希望出生率とは、現状の婚姻率(未婚率)、夫婦の希望する子供の数などを元に算出したもので、要するに結婚し子供を持ちたいと望む国民のすべての希望が実現すると、計算上の出生率が1.8になるから、それを目標にすると言うものですが、国の人口の現状維持のためには最低でも出生率2.07が必要とされており、1.8では現在の人口を維持できず減少が続きます。
安倍総理は、現状の「少子化」を「国難」と評したと報じられていましたが、そもそも個人の希望を集計しただけの、人口維持には不足する数値を目標値にして国の「大綱」を作る意味があるとは思えません。
意味があるとすれば、官僚等が長年の失敗を取り繕うために、低い目標値を作って、国民の目をごまかすことしか考えられません。しかるにそれさえも「険しい道のり」というのでは、話になりません。
政府はこれまでも、働き方改革や幼児教育・保育の無償化など、子育て支援に取り組んできた。
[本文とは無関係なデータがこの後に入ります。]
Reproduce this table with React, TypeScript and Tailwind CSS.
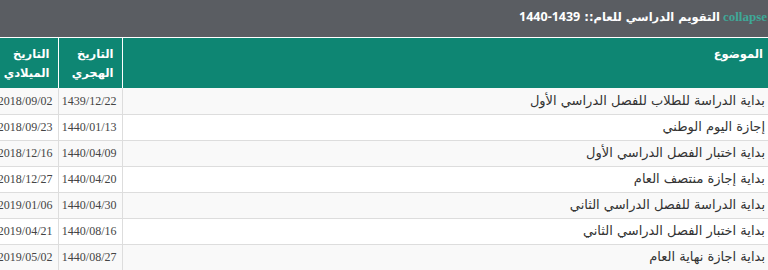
const ROWS = [
  { title: "بداية الدراسة للطلاب للفصل الدراسي الأول", hijri: "1439/12/22", greg: "2018/09/02" },
  { title: "إجازة اليوم الوطني", hijri: "1440/01/13", greg: "2018/09/23" },
  { title: "بداية اختبار الفصل الدراسي الأول", hijri: "1440/04/09", greg: "2018/12/16" },
  { title: "بداية إجازة منتصف العام", hijri: "1440/04/20", greg: "2018/12/27" },
  { title: "بداية الدراسة للفصل الدراسي الثاني", hijri: "1440/04/30", greg: "2019/01/06" },
  { title: "بداية اختبار الفصل الدراسي الثاني", hijri: "1440/08/16", greg: "2019/04/21" },
  { title: "بداية اجازة نهاية العام", hijri: "1440/08/27", greg: "2019/05/02" },
]

export default function App() {
  return (
    <div className="w-[768px] h-[270px] overflow-hidden bg-white font-['DejaVu_Sans',sans-serif]" dir="rtl">
      {/* Panel heading */}
      <div className="h-[38px] bg-[#5a5d62] flex items-center pr-[1px] pb-[3px] border-b border-white">
        <span className="font-['Liberation_Serif',serif] font-bold text-[13px] text-[#3fa898] ml-[3px]" dir="ltr">
          collapse
        </span>
        <span className="text-white font-bold text-[11.5px]">
          التقويم الدراسي للعام::{" "}
          <span className="font-['Open_Sans',sans-serif] text-[12.5px]">1439-1440</span>
        </span>
      </div>

      <div className="w-[774px]">
        <table className="w-[774px] border-collapse table-fixed">
          <colgroup>
            <col className="w-[646px]" />
            <col className="w-[64px]" />
            <col className="w-[64px]" />
          </colgroup>
          <thead>
            <tr className="bg-[#0e8673] text-white text-[11.5px] font-bold align-top">
              <th className="h-[50px] text-right pr-[5px] pt-[7px] leading-[19px]">الموضوع</th>
              <th className="h-[50px] text-right pr-[8px] pt-[7px] leading-[19px] border-r border-white">
                التاريخ
                <br />
                الهجري
              </th>
              <th className="h-[50px] text-right pr-[8px] pt-[7px] leading-[19px] border-r border-white">
                التاريخ
                <br />
                الميلادي
              </th>
            </tr>
          </thead>
          <tbody>
            {ROWS.map((r, i) => (
              <tr key={i} className={i % 2 === 0 ? "bg-[#f9f9f9]" : "bg-white"}>
                <td className="h-[26px] text-right pr-[3px] text-[13px] text-[#333] border-b border-[#dddddd]">
                  {r.title}
                </td>
                <td className="h-[26px] text-right pr-[5px] text-[12px] text-[#444] font-['Liberation_Serif',serif] border-b border-r border-[#dddddd]">
                  {r.hijri}
                </td>
                <td className="h-[26px] text-right pr-[5px] text-[12px] text-[#444] font-['Liberation_Serif',serif] border-b border-r border-[#dddddd]">
                  {r.greg}
                </td>
              </tr>
            ))}
          </tbody>
        </table>
      </div>
    </div>
  )
}
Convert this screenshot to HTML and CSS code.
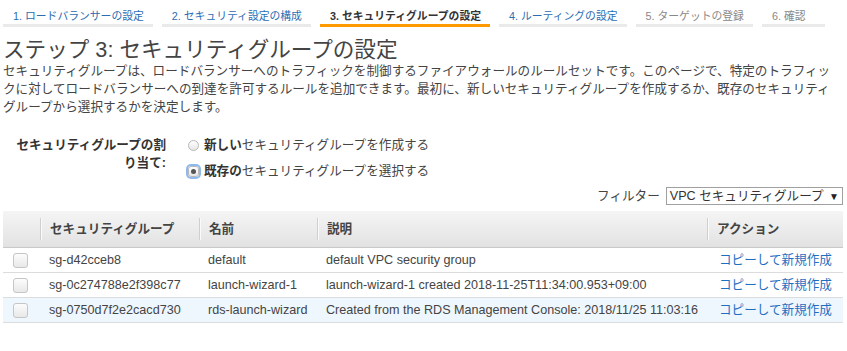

それでも出生数が下げ止まるどころか、減少幅は大きく広がった。
これほど長期間にわたり明白な大失策が放置された例は他にありません。これはこの問題に関与してきた担当官僚、学者、記者の大半が女性だったからでは無いでしょうか。女性に甘かったと言えないでしょうか。
新型コロナウイルスの影響で経済情勢が悪化すれば、少子化がさらに加速する懸念もある。生活不安の増大で、子どもを養育する余裕がなくなるからだ。
コロナウィルスの話は分けて考えるべきです。話を逸らせるべきではありません。
政府の少子化社会対策大綱は、少子化の背景について「個々人の結婚や出産、子育ての希望の実現を阻む様々な要因が複雑に絡み合っている」としている。
なぜ少子化の“背景”を論じるのでしょうか。把握の必要があるのは“背景”では無く“原因”では無いのでしょうか。少子化の「原因」を把握することが少子化対策の最初の一歩のはずです。更に“要因”と言っていますが、“背景”と“要因”とは、どこがどう違うのでしょうか。論理的な思考回路になっていません。
彼らが原因を直視しようとせず話をごまかすのは、彼らは“原因”に薄々感づいていて、それが自分たちの主張してきたことの否定に繋がると恐れているからでは無いでしょうか。
出生率、未婚率(婚姻率)などのグラフを見れば出生率低下の原因は未婚の増加である事は、一目瞭然です。これは、過去のエンゼルプラン、少子化社会対策大綱等でも認識されてきたことです。
しかるに、そこから先へ、なぜ未婚が増えたかには踏み込むことを避け、「背景」とか「要因」とかに話をすり替え、ごまかし、本当に必要な対策を避けてきた事が、今日の無残な失敗を招いた原因です。
今まで散々自信を持って、効果の無い対策を実施していながら、この期に及んで“様々、複雑、絡み合って”の3語で、議論(責任)から逃れようとする姿は大変醜い限りです。
若い夫婦の経済支援や、仕事と育児を両立させやすい職場環境づくりなど、官民が強い危機感を持って対策を講じていくしかない。(政治部 鷹尾洋樹)
この段になっても、なお、今までと同じ対策しか口にすることが無いと言う人間に、もはや存在価値はありません。「いくしかない」という“投げやり”な言い草からは、もはややる気も考える気も感じられません。
自分たち(官・学・マスコミ)だけで、“民”を無視して対策を決定・実行したくせに、大失敗をした挙げ句に、こう言う時だけ“官民”と言って、“民”に責任を転嫁する卑劣さ、図々しさには怒りを禁じ得ません。今頃「危機感」とは遅すぎます。
彼の言っていることは、誤りを認めたくないので“思考回路”のスイッチを切ったと言うことです。スイッチを切った人間はもう要りません。
本来なら、このような無能でやる気の無い記者は、社内に存在する余地はないはずです。そういう記者が平気で存在する新聞社は、競争に敗れて市場から消えるはずです。
それにも関わらず、そういう新聞社・新聞・記者が存在し続けるのは、日本の新聞市場が健全な自由競争の市場で無いことを物語っていると思います。